Effects of metformin on polycystic ovary syndrome: a randomized, double-blind, placebo-controlled study
Keywords:polycystic ovary syndrome, double-blind, placebo-controlled
Background and objectives: Metformin improves manifestations of polycystic ovary syndrome (PCOS) by reducing insulin resistance. The objective of this study was to determine how metformin, in combination with lifestyle changes, affects the clinical manifestations of PCOS.
Materials and Methods: Patients with PCOS attending the outpatient of a tertiary care hospital were enrolled in the study. Revised Rotterdam Consensus 2003 criteria were used to diagnose cases of PCOS. Clinical information, anthropometric measurement, serum progesterone and polycystic ovarian morphology (PCOM) of each subject were recorded in a prescribed data sheet at baseline and after a period of nine months. Randomized placebo controlled double blind design was used to assign participants in respective groups. Participants were randomly assigned to receive 9-month course of either metformin (1500 mg/day) or placebo. Both groups were advised regarding schedule of lifestyle modification. Outcome variables were clinical manifestations related to metabolic, reproductive and androgenic status of PCOS.

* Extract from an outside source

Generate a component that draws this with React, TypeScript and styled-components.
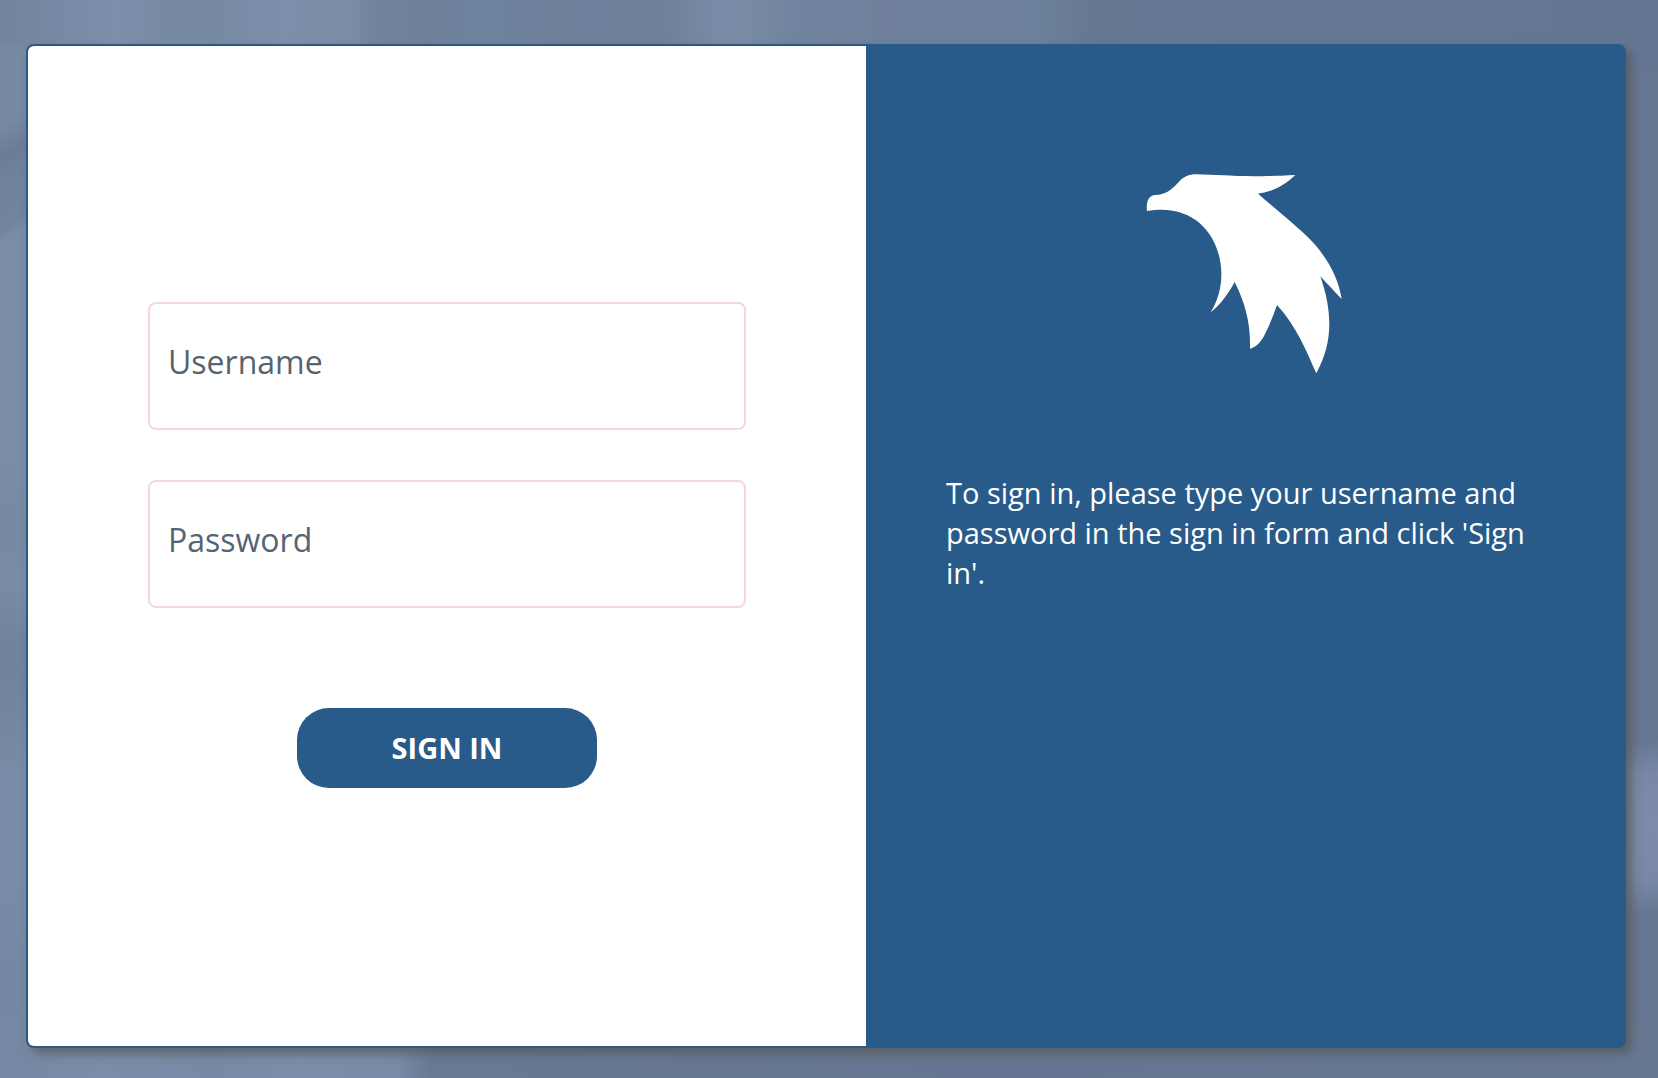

Results: Out of 80 enrolled PCOS cases, 49 completed the study (metformin=26, placebo=23). The mean age of the study participants of metformin and placebo groups was 23.52±5.18 and 22.09±3.58 years respectively (p=0.262). Menstrual cycle significantly improved in both the study groups (before vs. after - metformin: 19.2% vs. 76.9%, p=0.003; placebo: 19.2% vs. 47.8%, p=0.02) after 9 months, but compared to placebo group no such significant (p=0.12) improvement occurred in metformin group. Severity of hirsutism, presence of acne, serum progesterone level and ovulatory status improved significantly in both groups after completion of the study. Except acanthosis nigricans, other metabolic manifestations did not significantly improve in metformin compared to placebo group after the intervention. While comparing the percentage changes, body mass index (BMI) and waist circumference (WC) reduced significantly in metformin than placebo group (BMI in kg/m2- metformin vs. placebo: -3.63±8.22 vs. +1.42±6.67, p= 0.024; WC in cm - 2.81±7.74 vs. +1.68±7.89, p= 0.05). No significant adverse event was observed in metformin group.
Conclusion: Metformin, in conjunction with lifestyle modifications, has favorable impacts on clinical manifestations of PCOS.